Press Release: 9 May 2007
First Round of the Rise Londonwide Youth Slam Championship 2007 is a Triumph - You can’t keep it quiet!

What a start for the 2007 Rise Londonwide Youth Slam Championships! The first three heats, held at the Arts Theatre, Soho Theatre and Stratford Circus went down a storm with the number and standard of entries surpassing all previous years.

Young people joined together from all over London, packing out the venues with a need to get their voices heard. They rapped, chanted, spat and sang with passion and intensity about what it means to be a young Londoner today.

The recent spate of gun and knife crime featured in many of the performances and the Stratford Circus event kicked off with a blazing poly-vocal piece by Benjamin Francis, Connor Doughty, Charlie Tennant, George Anntwi-Berchie, Ethan-Che Leui’i and Jordan Mondesir-Clarke making reference to the brutal murders of Eugene Attram and Billy Cox.
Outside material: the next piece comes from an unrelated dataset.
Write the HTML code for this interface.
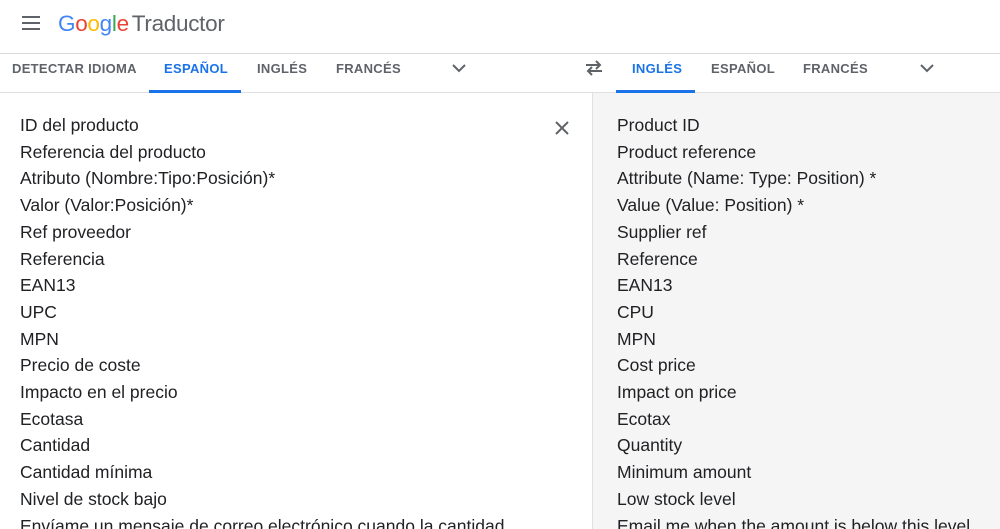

Fifteen year old Daze Oshide continued the theme explaining “I just never forget to bring my friend fear about…Packing a barrel of lead into someone’s head, what’s that about?”

Jamal Msebele, the son of performance poet Sifundo Msebele, also paid tribute to those who have died in his hard-hitting poem ‘Walking The Skyline’.

He lies
as I watch helpless
They treat his head like a speedbag
his nose breaks
blood drops
like sap from the bark of a tree.

The participants tackled the theme of ‘respect’ in a variety of different ways.“I demand respect” chanted sixteen year old Danielle Miller during a performance which explored the issue of being mixed race and asked why the category of Mixed Race only appeared on the National Census in 2001 “….like that was the year we started to exist”.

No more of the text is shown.